Rock on. But, um, it's all fun and games until you're stuck with it for three weeks and it
impacts your ability to go anywhere. It impacts your ability to take your
dog for a walk. When that's the kind of stuff that's going on, then it's not as much fun.
But if you're out there with your kids today and you're getting to skip work and you're out there
sledding, like I've seen videos of people sledding at Herman Park and Herman Park is Luther's favorite
park of all time. So I see people sledding out there. I see people just in the streets of New Orleans having a good time in the snow. That's fun. Good for you.
But if you're like me and you're in St. Louis and it's been now three, almost three weeks that
you've been dealing with this and your yard is an ice luge that your dog cannot walk on.
And it was seven degrees at one point today the
the temperature in the car like when i got in the car this morning it looked like the six cents
whenever like the kid would be around uh bruce willis and like you'd start seeing people's breath
and shit that's what it was like getting in the car it was a tomb in there. So again, more power to you.
Enjoy it.
Have a great time.
I am not saying that sarcastically.
I think it's cool as hell that it's snowing there.
And if I lived there, I'd be all about it.
If I didn't have to go anywhere, if I didn't have to work, if I didn't have to do anything,
and it was just go out in the streets of Houston and play in the snow, you're goddamn right I would.
And it would be fun, and I would love it and it
would crush. But as it stands now, I am still in St. Louis. My beard froze while I was walking the
dog. The last time my beard froze, I was in Minneapolis for the Super Bowl back, I guess
that would have been in 2020 or 2018. So the last time I recall my beard freezing like little flecks of ice in my beard was waiting
in line to go see Kelly Clarkson before the Super Bowl in Minneapolis. Today, my beard froze again
while walking the dog and I can only walk him so much. I'm afraid that he's going to get frostbitten.

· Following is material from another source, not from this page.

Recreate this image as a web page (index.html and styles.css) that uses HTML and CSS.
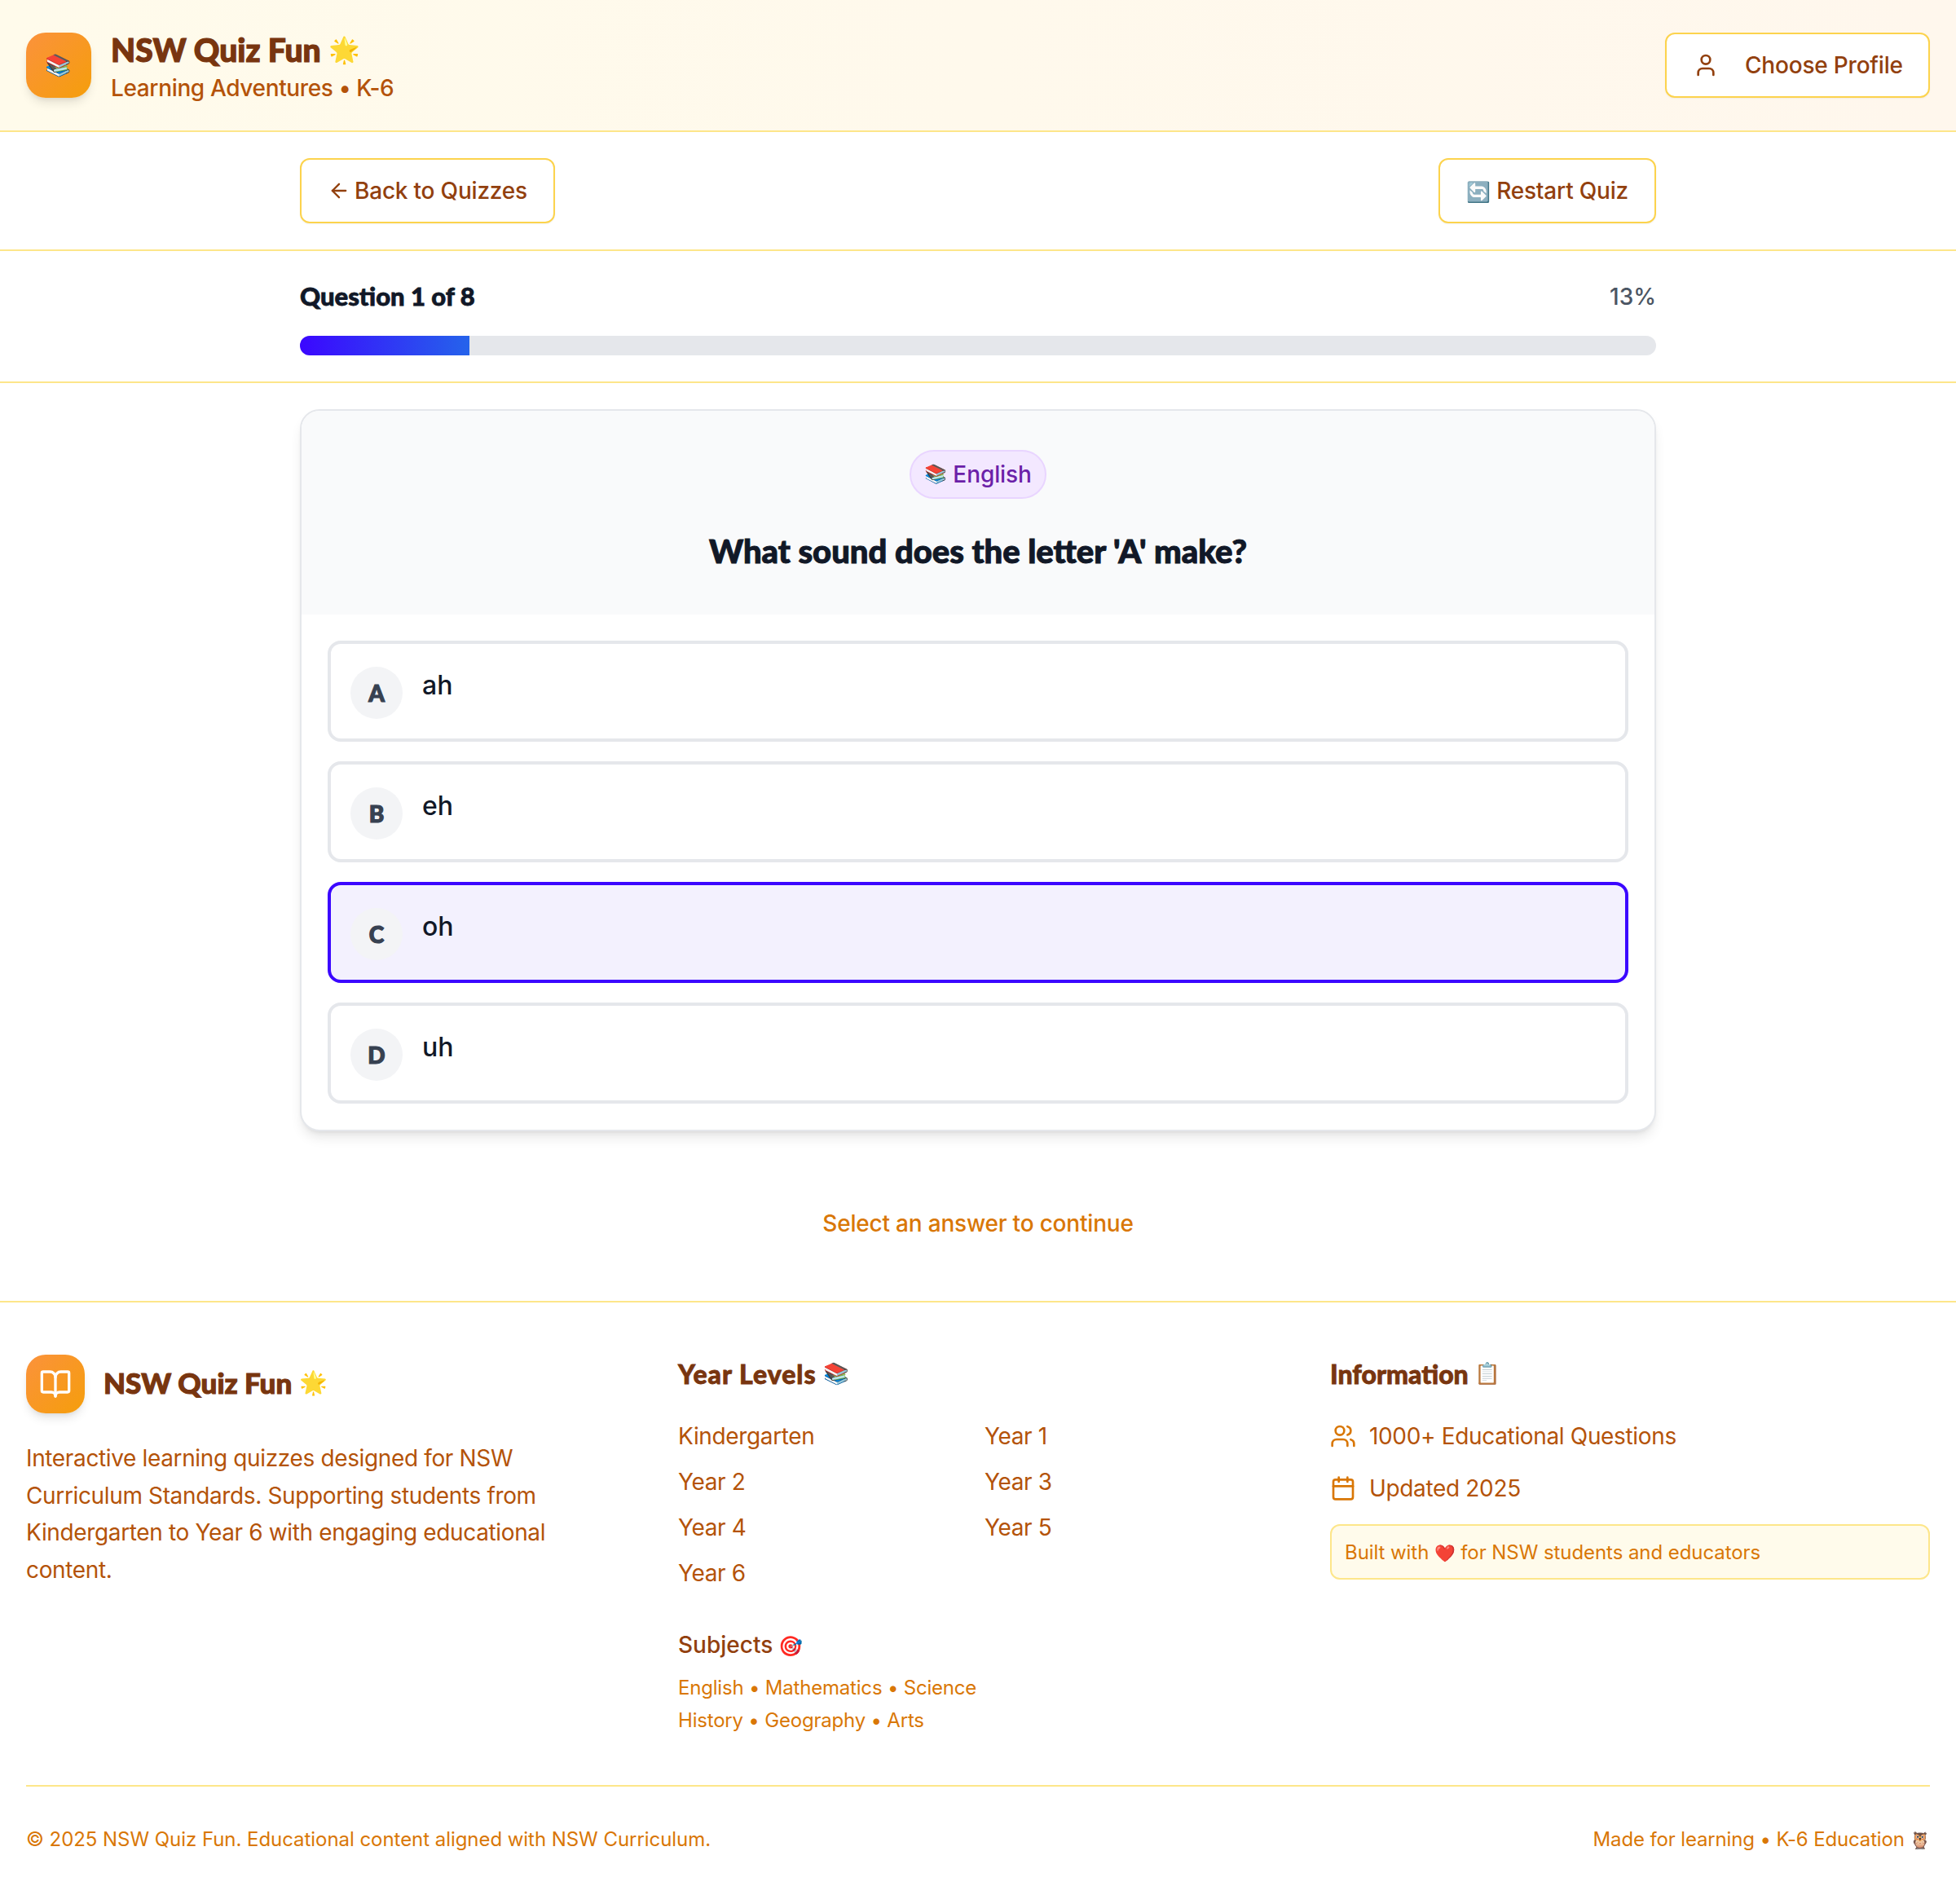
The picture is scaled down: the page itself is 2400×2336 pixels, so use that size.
FILE: index.html
```html
<!DOCTYPE html>
<html lang="en">
<head>
<meta charset="utf-8">
<title>NSW Quiz Fun</title>
<link rel="stylesheet" href="styles.css">
</head>
<body>
<header class="site-header">
  <div class="brand">
    <div class="logo"><span class="logo-emoji">📚</span></div>
    <div class="brand-text">
      <h1 class="brand-title">NSW Quiz Fun <span class="emoji">🌟</span></h1>
      <p class="brand-sub">Learning Adventures • K-6</p>
    </div>
  </div>
  <button class="btn btn-profile">
    <svg class="icon-user" viewBox="0 0 24 24"><path d="M19 21v-2a4 4 0 0 0-4-4H9a4 4 0 0 0-4 4v2"/><circle cx="12" cy="7" r="4"/></svg>
    <span>Choose Profile</span>
  </button>
</header>

<nav class="bar">
  <div class="wrap quiz-nav">
    <button class="btn btn-nav">
      <svg class="icon-arrow" viewBox="0 0 24 24"><path d="m12 19-7-7 7-7"/><path d="M19 12H5"/></svg>
      <span>Back to Quizzes</span>
    </button>
    <button class="btn btn-nav"><span><span class="emoji-lg">🔄</span> Restart Quiz</span></button>
  </div>
</nav>

<section class="bar">
  <div class="wrap progress">
    <div class="progress-head">
      <span class="progress-label">Question 1 of 8</span>
      <span class="progress-pct">13%</span>
    </div>
    <div class="track"><div class="fill" style="width:12.5%"></div></div>
  </div>
</section>

<main class="wrap main">
  <article class="card">
    <div class="card-head">
      <span class="badge"><span><span class="emoji">📚</span> English</span></span>
      <h2 class="question">What sound does the letter 'A' make?</h2>
    </div>
    <div class="options">
      <div class="option"><span class="letter">A</span><span class="answer">ah</span></div>
      <div class="option"><span class="letter">B</span><span class="answer">eh</span></div>
      <div class="option selected"><span class="letter">C</span><span class="answer">oh</span></div>
      <div class="option"><span class="letter">D</span><span class="answer">uh</span></div>
    </div>
  </article>
  <p class="hint">Select an answer to continue</p>
</main>

<footer class="footer">
  <div class="footer-cols">
    <div class="col">
      <div class="footer-brand">
        <div class="logo logo-small">
          <svg class="icon-book" viewBox="0 0 24 24"><path d="M12 7v14"/><path d="M3 18a1 1 0 0 1-1-1V4a1 1 0 0 1 1-1h5a4 4 0 0 1 4 4 4 4 0 0 1 4-4h5a1 1 0 0 1 1 1v13a1 1 0 0 1-1 1h-6a3 3 0 0 0-3 3 3 3 0 0 0-3-3z"/></svg>
        </div>
        <h3 class="footer-title">NSW Quiz Fun <span class="emoji">🌟</span></h3>
      </div>
      <p class="about">Interactive learning quizzes designed for NSW Curriculum Standards. Supporting students from Kindergarten to Year 6 with engaging educational content.</p>
    </div>
    <div class="col">
      <h4 class="col-title col-title-wide">Year Levels <span class="emoji">📚</span></h4>
      <ul class="years">
        <li>Kindergarten</li><li>Year 1</li><li>Year 2</li><li>Year 3</li><li>Year 4</li><li>Year 5</li><li>Year 6</li>
      </ul>
      <h5 class="subjects-title">Subjects <span class="emoji-lg">🎯</span></h5>
      <p class="subjects">English • Mathematics • Science<br>History • Geography • Arts</p>
    </div>
    <div class="col">
      <h4 class="col-title">Information <span class="emoji">📋</span></h4>
      <ul class="info">
        <li><svg class="icon-info" viewBox="0 0 24 24"><path d="M16 21v-2a4 4 0 0 0-4-4H6a4 4 0 0 0-4 4v2"/><circle cx="9" cy="7" r="4"/><path d="M22 21v-2a4 4 0 0 0-3-3.87"/><path d="M16 3.13a4 4 0 0 1 0 7.75"/></svg><span>1000+ Educational Questions</span></li>
        <li><svg class="icon-info" viewBox="0 0 24 24"><path d="M8 2v4"/><path d="M16 2v4"/><rect x="3" y="4" width="18" height="18" rx="2"/><path d="M3 10h18"/></svg><span>Updated 2025</span></li>
      </ul>
      <div class="built"><span>Built with <span class="emoji-lg">❤️</span> for NSW students and educators</span></div>
    </div>
  </div>
  <div class="footer-bottom">
    <span>© 2025 NSW Quiz Fun. Educational content aligned with NSW Curriculum.</span>
    <span class="made">Made for learning • K-6 Education <span class="emoji-lg owl">🦉</span></span>
  </div>
</footer>
</body>
</html>
```
FILE: styles.css
```css
* { box-sizing: border-box; margin: 0; padding: 0; }
html, body { background: #fff; }
body { font-family: Inter, "Noto Sans", "Noto Color Emoji", sans-serif; color: #111827; width: 2400px; height: 2336px; overflow: hidden; }
button { font-family: inherit; background: #fff; cursor: pointer; }
ul { list-style: none; }
svg { fill: none; stroke: currentColor; stroke-width: 2; stroke-linecap: round; stroke-linejoin: round; flex: none; display: block; }
.emoji { font-size: .8em; line-height: 0; vertical-align: .14em; -webkit-text-stroke: 0; }
.emoji-lg { font-size: .86em; line-height: 0; -webkit-text-stroke: 0; }
.owl { margin-right: -1px; }

.site-header { height: 162px; padding: 40px 32px; display: flex; justify-content: space-between; align-items: center; background: linear-gradient(90deg, #fffbeb, #fff7ed); border-bottom: 2px solid #fde68a; }
.brand { display: flex; align-items: center; gap: 24px; }
.logo { width: 80px; height: 80px; border-radius: 24px; background: linear-gradient(135deg, #fb923c, #f59e0b); box-shadow: 0 8px 12px -2px rgba(0,0,0,.1), 0 4px 6px -4px rgba(0,0,0,.1); display: flex; align-items: center; justify-content: center; flex: none; }
.logo-emoji { font-size: 26px; line-height: 1; }
.brand-text { display: flex; flex-direction: column; padding-top: 4px; }
.brand-title { font-family: Lato, sans-serif; font-weight: 900; font-size: 39px; line-height: 48px; height: 48px; color: #78350f; -webkit-text-stroke: 1.2px #78350f; }
.brand-sub { margin-top: 3px; font-size: 28px; line-height: 40px; font-weight: 500; letter-spacing: -.36px; color: #b45309; }

.btn { border: 2px solid #fcd34d; border-radius: 12px; height: 80px; display: flex; align-items: center; font-size: 28px; font-weight: 500; letter-spacing: -.2px; color: #92400e; white-space: nowrap; box-shadow: 0 1px 2px rgba(0,0,0,.05); }
.btn-profile { width: 325px; padding: 0 32px; gap: 32px; }
.icon-user { width: 32px; height: 32px; }
.btn-nav { padding: 0 32px; gap: 5px; }
.icon-arrow { width: 28px; height: 28px; }

.bar { border-bottom: 2px solid #fde68a; }
.wrap { width: 1664px; margin: 0 auto; }
.quiz-nav { height: 144px; display: flex; align-items: center; justify-content: space-between; }
.progress { height: 160px; padding-top: 32px; }
.progress-head { display: flex; justify-content: space-between; align-items: center; height: 48px; margin-bottom: 24px; }
.progress-label { padding-bottom: 2px; font-family: Lato, sans-serif; font-weight: 900; font-size: 31px; color: #111827; -webkit-text-stroke: .8px #111827; }
.progress-pct { font-size: 28px; font-weight: 500; color: #4b5563; }
.track { height: 24px; border-radius: 12px; background: #e5e7eb; overflow: hidden; }
.fill { height: 100%; background: linear-gradient(90deg, #3b07ff, #2563eb); }

.main { padding-top: 32px; }
.card { border: 2px solid #e5e7eb; border-radius: 24px; background: #fff; box-shadow: 0 10px 15px -3px rgba(0,0,0,.1), 0 4px 6px -4px rgba(0,0,0,.1); overflow: hidden; }
.card-head { height: 250px; padding-top: 48px; background: #f9fafb; display: flex; flex-direction: column; align-items: center; }
.badge { height: 60px; padding: 0 16px; border: 2px solid #e9d5ff; border-radius: 30px; background: #f3e8ff; color: #6b21a8; font-size: 28px; font-weight: 500; letter-spacing: -.1px; display: flex; align-items: center; }
.question { margin-top: 36px; font-family: Lato, sans-serif; font-weight: 900; font-size: 40px; line-height: 56px; color: #111827; -webkit-text-stroke: 1px #111827; }
.options { padding: 32px; display: flex; flex-direction: column; gap: 24px; }
.option { height: 124px; border: 4px solid #e5e7eb; border-radius: 16px; padding: 28px 24px; display: flex; gap: 24px; }
.option.selected { border-color: #3b07ff; background: #f3f1fe; }
.letter { width: 64px; height: 64px; border-radius: 50%; background: #f3f4f6; color: #374151; font-family: Lato, sans-serif; font-weight: 900; font-size: 28px; -webkit-text-stroke: 1.2px #374151; display: flex; align-items: center; justify-content: center; flex: none; }
.answer { font-size: 32px; line-height: 45px; font-weight: 500; color: #111827; }
.hint { margin-top: 93px; text-align: center; font-size: 28px; line-height: 40px; font-weight: 500; letter-spacing: -.2px; color: #d97706; }

.footer { margin-top: 75px; border-top: 2px solid #fde68a; padding: 64px 32px 0; }
.footer-cols { display: grid; grid-template-columns: repeat(3, 736px); gap: 64px; height: 528px; }
.footer-brand { display: flex; align-items: center; gap: 23px; margin-bottom: 33px; }
.logo-small { width: 72px; height: 72px; }
.icon-book { width: 40px; height: 40px; color: #fff; }
.footer-title { padding-bottom: 4px; font-family: Lato, sans-serif; font-weight: 900; font-size: 35px; color: #78350f; -webkit-text-stroke: 1.1px #78350f; }
.about { width: 672px; font-size: 28px; line-height: 45.5px; letter-spacing: -.36px; color: #b45309; }
.col-title { height: 48px; font-family: Lato, sans-serif; font-weight: 900; font-size: 32px; line-height: 48px; color: #78350f; margin-bottom: 32px; -webkit-text-stroke: .8px #78350f; }
.col-title-wide { letter-spacing: 1px; }
.years { display: grid; grid-template-columns: 360px 360px; column-gap: 16px; row-gap: 16px; font-size: 28px; line-height: 40px; letter-spacing: -.36px; color: #b45309; }
.subjects-title { margin-top: 48px; font-size: 28px; line-height: 40px; font-weight: 500; color: #92400e; }
.subjects { margin-top: 13px; font-size: 24px; line-height: 40px; letter-spacing: -.2px; color: #d97706; }
.info { display: flex; flex-direction: column; gap: 24px; font-size: 28px; line-height: 40px; letter-spacing: -.34px; color: #b45309; }
.info li { display: flex; align-items: center; gap: 16px; }
.icon-info { width: 32px; height: 32px; color: #d97706; }
.built { margin-top: 24px; height: 68px; padding: 0 16px; display: flex; align-items: center; border: 2px solid #fde68a; border-radius: 12px; background: #fffbeb; font-size: 24px; letter-spacing: -.07px; color: #d97706; }
.footer-bottom { border-top: 2px solid #fde68a; padding-top: 49px; display: flex; justify-content: space-between; font-size: 24px; line-height: 32px; letter-spacing: -.05px; color: #d97706; }
.made { letter-spacing: -.14px; white-space: nowrap; }
```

So go build the snowmen or snow persons, whatever it is you do, go have a fucking
blast, go have a good time and enjoy it. But I guarantee you, if that were still looking that
way in two and a half, three weeks, you would think about it differently. That's all. That's
all. It's easy to be a visitor. It's easier to be me in Dallas when it snowed before the Super Bowl
than it is to be someone who lives in it nonstop.
And again, in my situation, if it were just snow, I'd be fine.
But it's all just frozen.
It's like an ice rink, and it's brutal out there.
Now, the streets are all pretty much fine.
Like, driving's not an issue.
That's fine.
People can get to work.
But my dog wants to go on walks that aren't at Lowe's.
That's our day.
Today we went to Lowe's, and we went to a place called Rural King, which is like some local, like, you know, small town, uh, you know,
store where you can get hardware stuff, but also get like food. It's like a, it's like a combination.
Like it's a, it's like Walmart. If Walmart like had gigantic fucking man balls, cause that's what
Rural King is
and I enjoyed it we went there we went to Lowe's we got a little walk outside it's fine now all
the pictures I'm seeing today and all the people saying this is the greatest ever Luther would have
loved that shit because Luther liked the snow and I can only imagine Luther at Herman Park in the
snow would have been nuts but I don't know what all you guys are going to be doing today probably staying inside like I bet it's cool as shit when you never get to see snow and then like
in a place where you don't anticipate ever getting snow and then you wake up and and you know you're
dealing with five inches of snow or whatever Houston's dealing with I imagine that's pretty
cool because that's like a once in a lifetime phenomenon for you in that town. That's cool as
shit. So more power to you. But you know what else you don't have to deal with? My guess is that most
of you aren't going to have to deal with shoveling, if I had to guess. Like you're getting all the
good shit that comes with snow. The don't have to go to work, not expected to drive, stuck at home,
kids aren't going to school, let's go build a snowman let's go sledding hey let's
see what it's like to piss in the snow and write our names like you guys are living all the cool
shit we're making snow angels you're living the cool shit you're kicking ass right now there's no
negative it's like it's like you're getting to go out and bang raw dog style, and there's a 0% chance you're
knocking anybody up.
You're banging a rando, raw dog style, and you've been guaranteed get out of jail free.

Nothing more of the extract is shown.